◆ WHAT IS BEING ASKED
Among these lines, how many include "index"? Answer only with the number.

◆ DATASET CONTENT
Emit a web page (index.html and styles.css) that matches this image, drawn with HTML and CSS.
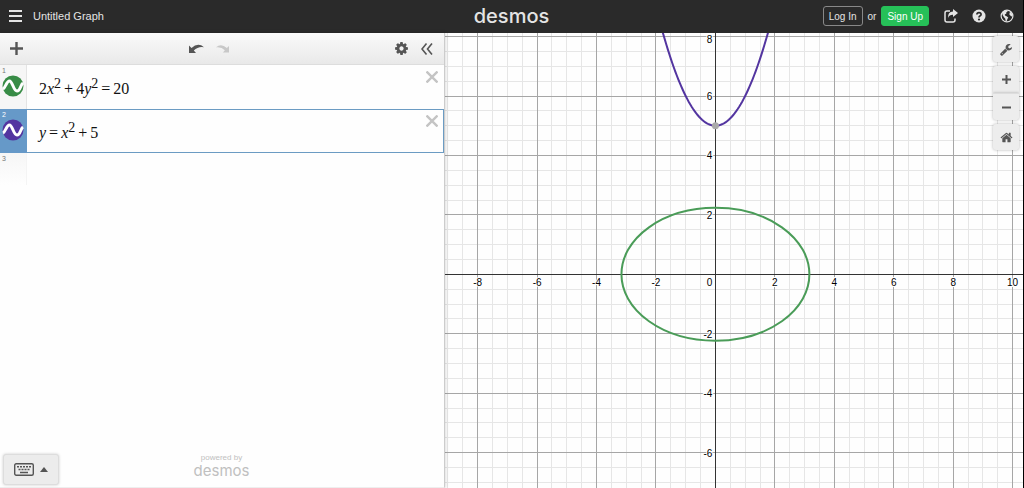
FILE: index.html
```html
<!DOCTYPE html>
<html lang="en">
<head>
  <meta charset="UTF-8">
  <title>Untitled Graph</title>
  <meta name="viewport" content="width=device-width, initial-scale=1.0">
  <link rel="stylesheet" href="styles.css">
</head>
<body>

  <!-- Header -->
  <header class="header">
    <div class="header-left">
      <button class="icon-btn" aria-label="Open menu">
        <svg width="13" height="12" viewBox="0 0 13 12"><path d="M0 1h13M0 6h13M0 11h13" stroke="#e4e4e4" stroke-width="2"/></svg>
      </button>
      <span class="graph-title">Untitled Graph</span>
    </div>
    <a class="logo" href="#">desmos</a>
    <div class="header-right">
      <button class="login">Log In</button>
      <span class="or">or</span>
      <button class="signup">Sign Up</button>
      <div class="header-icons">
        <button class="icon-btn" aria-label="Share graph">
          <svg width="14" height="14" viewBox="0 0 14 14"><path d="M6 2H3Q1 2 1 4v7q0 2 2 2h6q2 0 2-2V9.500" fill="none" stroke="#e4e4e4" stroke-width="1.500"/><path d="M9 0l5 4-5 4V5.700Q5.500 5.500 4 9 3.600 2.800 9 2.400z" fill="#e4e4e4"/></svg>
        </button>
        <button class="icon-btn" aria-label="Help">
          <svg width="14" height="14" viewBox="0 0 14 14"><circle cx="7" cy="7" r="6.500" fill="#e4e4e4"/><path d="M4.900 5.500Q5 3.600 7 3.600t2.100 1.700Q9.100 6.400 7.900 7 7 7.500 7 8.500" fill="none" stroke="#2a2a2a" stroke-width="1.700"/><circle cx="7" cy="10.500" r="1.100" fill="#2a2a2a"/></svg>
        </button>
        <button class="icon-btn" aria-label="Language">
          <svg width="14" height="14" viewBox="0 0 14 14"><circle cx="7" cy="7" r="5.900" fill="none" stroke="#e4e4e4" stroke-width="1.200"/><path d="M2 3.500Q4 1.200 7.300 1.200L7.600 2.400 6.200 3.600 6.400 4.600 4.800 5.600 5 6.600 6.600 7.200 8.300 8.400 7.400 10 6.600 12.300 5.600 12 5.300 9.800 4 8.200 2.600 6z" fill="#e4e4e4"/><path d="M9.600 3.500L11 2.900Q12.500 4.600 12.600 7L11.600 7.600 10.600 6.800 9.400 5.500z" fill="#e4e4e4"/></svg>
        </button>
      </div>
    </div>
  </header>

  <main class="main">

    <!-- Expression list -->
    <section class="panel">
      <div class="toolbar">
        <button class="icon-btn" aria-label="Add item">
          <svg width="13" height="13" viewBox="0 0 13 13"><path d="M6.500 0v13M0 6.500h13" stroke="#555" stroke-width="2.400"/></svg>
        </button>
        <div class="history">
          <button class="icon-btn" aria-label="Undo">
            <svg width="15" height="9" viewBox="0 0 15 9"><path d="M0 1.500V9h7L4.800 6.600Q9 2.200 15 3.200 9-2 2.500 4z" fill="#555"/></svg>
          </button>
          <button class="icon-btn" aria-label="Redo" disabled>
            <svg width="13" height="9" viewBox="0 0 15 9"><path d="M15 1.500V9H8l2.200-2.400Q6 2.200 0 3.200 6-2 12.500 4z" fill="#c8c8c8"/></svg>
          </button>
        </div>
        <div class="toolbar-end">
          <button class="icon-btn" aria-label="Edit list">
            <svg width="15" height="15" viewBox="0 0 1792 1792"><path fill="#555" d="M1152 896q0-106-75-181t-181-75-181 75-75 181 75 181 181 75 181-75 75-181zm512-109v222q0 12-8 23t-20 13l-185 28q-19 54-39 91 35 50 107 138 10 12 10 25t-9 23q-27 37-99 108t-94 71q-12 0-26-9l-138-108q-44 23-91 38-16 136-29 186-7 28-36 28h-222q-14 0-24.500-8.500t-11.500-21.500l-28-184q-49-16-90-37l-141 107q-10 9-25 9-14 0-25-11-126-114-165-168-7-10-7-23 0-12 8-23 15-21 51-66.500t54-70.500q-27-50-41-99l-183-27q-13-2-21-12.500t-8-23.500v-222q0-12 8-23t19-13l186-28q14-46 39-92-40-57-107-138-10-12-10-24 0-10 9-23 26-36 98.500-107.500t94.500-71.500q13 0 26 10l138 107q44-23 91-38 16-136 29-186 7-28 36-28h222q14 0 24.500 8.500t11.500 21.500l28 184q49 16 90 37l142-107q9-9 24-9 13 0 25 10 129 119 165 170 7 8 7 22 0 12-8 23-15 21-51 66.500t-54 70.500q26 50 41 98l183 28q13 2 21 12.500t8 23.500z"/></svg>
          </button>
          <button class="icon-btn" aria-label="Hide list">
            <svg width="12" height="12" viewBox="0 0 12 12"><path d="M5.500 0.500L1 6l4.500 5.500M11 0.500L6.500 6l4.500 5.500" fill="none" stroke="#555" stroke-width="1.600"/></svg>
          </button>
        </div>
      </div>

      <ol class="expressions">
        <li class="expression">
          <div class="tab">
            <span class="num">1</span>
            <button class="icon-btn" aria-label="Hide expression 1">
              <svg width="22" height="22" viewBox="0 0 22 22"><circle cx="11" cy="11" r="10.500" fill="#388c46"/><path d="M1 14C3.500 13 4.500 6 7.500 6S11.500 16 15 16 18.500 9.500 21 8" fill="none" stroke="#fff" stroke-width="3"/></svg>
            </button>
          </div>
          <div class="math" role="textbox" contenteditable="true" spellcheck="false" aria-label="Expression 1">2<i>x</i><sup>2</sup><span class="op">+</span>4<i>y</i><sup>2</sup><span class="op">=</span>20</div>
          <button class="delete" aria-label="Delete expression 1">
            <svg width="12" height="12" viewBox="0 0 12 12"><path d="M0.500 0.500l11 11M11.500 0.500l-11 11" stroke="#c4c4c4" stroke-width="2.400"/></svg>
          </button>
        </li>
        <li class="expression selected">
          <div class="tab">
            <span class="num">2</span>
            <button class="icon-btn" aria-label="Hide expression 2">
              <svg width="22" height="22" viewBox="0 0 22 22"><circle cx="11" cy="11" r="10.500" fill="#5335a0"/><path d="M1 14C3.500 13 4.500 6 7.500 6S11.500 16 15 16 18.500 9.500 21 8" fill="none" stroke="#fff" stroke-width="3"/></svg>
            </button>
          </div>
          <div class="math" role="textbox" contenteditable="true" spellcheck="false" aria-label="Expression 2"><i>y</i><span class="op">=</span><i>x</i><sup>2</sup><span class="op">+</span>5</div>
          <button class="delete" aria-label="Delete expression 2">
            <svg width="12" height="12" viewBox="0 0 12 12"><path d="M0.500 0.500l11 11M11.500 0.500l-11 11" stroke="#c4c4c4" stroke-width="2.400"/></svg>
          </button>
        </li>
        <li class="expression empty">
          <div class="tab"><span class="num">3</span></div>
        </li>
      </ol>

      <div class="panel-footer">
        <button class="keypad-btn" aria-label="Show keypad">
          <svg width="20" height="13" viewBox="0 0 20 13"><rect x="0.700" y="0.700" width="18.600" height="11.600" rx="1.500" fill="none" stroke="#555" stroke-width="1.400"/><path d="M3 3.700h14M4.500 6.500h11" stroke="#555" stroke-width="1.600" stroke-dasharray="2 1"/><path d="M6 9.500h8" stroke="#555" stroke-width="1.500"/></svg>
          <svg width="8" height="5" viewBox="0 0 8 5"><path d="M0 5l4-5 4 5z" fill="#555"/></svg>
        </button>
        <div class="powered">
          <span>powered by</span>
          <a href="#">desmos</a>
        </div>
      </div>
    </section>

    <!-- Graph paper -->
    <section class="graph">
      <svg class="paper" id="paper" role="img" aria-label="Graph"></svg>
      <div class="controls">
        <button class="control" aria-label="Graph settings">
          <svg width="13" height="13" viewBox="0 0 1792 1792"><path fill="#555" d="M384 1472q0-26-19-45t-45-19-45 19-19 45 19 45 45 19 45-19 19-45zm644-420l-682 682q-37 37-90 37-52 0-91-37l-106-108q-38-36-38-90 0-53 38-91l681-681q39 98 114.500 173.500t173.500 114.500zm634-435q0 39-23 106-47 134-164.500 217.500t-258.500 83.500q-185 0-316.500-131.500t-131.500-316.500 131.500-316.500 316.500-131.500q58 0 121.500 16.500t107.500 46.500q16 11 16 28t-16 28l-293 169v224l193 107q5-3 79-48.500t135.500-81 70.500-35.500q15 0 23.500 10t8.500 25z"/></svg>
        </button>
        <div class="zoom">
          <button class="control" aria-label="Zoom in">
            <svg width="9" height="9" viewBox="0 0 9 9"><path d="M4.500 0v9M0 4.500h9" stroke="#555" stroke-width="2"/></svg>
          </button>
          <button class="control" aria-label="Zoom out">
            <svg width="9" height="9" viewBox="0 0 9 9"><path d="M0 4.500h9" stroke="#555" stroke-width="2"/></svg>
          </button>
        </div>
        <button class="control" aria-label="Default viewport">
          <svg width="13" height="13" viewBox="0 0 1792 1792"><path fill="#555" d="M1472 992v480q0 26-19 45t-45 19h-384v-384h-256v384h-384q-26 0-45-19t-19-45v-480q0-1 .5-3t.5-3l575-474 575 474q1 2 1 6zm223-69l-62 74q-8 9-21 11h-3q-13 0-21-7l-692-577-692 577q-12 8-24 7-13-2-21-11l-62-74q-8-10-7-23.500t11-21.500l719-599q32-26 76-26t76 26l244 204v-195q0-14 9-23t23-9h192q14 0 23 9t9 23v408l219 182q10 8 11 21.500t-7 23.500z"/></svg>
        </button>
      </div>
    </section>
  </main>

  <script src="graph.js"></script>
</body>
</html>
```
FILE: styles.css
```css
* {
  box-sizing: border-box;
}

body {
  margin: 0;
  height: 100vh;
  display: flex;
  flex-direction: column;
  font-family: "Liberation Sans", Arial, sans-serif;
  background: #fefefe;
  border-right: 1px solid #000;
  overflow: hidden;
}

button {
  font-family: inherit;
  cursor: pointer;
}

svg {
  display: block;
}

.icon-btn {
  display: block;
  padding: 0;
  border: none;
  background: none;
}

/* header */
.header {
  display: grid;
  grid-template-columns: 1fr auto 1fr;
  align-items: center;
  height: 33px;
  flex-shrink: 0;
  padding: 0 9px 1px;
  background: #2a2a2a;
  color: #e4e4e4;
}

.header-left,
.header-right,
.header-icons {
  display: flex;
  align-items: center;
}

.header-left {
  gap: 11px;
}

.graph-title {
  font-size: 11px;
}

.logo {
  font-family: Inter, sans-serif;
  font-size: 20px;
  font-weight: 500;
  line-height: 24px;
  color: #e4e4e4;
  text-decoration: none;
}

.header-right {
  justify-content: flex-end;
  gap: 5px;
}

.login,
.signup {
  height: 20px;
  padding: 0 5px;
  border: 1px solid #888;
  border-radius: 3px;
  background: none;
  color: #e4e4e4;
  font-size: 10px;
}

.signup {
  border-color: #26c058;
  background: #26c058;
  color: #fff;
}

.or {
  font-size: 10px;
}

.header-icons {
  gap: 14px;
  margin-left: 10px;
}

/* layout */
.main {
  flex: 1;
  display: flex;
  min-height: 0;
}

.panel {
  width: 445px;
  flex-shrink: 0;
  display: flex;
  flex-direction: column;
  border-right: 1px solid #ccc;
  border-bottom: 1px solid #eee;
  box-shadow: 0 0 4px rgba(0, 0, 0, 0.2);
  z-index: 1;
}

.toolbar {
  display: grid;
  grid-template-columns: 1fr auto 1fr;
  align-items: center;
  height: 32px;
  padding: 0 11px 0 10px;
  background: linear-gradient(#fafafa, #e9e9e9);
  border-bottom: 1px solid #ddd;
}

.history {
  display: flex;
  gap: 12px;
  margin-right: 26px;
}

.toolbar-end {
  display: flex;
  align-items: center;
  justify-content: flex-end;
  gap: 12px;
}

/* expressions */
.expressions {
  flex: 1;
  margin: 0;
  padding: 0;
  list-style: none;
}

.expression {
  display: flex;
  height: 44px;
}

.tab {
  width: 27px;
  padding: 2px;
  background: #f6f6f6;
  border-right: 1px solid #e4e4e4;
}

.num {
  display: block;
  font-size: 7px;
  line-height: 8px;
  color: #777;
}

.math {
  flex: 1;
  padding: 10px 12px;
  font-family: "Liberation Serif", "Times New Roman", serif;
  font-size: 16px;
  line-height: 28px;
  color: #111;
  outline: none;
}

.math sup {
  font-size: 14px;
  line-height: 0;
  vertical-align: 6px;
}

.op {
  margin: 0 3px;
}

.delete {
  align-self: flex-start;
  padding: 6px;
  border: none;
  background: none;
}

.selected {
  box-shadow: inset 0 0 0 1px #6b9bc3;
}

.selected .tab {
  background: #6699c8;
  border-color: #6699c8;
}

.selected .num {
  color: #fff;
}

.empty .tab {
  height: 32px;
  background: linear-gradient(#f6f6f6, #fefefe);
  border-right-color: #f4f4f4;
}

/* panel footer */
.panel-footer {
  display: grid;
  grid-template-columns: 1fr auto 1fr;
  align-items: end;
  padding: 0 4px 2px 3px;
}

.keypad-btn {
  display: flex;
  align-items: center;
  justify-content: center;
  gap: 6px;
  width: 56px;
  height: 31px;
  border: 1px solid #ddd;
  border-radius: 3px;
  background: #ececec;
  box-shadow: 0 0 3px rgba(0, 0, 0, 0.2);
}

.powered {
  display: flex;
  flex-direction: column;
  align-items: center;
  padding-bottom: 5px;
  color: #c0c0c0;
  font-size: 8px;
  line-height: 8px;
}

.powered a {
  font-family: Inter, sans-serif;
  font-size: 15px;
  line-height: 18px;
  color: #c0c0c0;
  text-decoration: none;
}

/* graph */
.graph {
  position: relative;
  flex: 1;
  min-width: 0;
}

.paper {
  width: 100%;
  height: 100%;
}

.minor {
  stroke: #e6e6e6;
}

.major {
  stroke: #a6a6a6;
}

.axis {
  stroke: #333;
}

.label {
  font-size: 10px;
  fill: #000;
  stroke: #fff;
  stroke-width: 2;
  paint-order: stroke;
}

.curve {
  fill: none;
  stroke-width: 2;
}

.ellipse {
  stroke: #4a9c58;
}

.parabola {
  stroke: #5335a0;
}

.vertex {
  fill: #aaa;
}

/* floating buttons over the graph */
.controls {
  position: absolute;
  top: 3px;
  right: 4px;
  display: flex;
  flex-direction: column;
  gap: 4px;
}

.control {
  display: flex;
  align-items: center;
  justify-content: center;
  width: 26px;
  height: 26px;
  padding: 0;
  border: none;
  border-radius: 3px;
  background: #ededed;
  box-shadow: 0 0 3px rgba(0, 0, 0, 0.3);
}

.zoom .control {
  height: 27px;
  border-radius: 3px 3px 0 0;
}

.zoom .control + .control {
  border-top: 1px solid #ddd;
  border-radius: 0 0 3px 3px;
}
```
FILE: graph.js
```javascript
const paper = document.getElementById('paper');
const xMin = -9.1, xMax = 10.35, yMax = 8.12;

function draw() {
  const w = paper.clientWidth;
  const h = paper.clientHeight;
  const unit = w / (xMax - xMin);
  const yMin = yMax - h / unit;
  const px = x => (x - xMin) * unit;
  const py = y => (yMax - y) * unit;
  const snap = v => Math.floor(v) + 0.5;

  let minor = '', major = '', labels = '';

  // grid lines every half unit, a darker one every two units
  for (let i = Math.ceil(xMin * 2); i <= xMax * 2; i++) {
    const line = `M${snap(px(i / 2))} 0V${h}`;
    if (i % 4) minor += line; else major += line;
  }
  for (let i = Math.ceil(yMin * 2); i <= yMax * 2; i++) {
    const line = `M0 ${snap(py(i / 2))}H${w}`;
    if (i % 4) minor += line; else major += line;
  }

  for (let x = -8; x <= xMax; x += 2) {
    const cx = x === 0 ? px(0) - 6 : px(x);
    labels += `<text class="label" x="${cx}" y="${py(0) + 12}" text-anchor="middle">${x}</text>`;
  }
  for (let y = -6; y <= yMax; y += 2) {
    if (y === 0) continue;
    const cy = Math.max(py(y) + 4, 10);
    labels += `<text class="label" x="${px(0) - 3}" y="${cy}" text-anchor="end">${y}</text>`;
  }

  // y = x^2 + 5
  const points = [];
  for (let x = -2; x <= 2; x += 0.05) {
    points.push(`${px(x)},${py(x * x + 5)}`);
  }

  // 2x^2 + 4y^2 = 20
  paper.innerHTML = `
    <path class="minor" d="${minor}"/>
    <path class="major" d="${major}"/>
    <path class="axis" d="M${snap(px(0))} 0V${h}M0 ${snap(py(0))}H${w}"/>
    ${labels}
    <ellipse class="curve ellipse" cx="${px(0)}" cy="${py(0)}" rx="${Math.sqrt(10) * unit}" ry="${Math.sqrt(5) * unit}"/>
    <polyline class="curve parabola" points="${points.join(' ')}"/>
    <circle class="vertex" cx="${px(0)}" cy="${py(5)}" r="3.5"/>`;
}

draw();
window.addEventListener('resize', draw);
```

◆ SOLUTION TO THE PROBLEM
3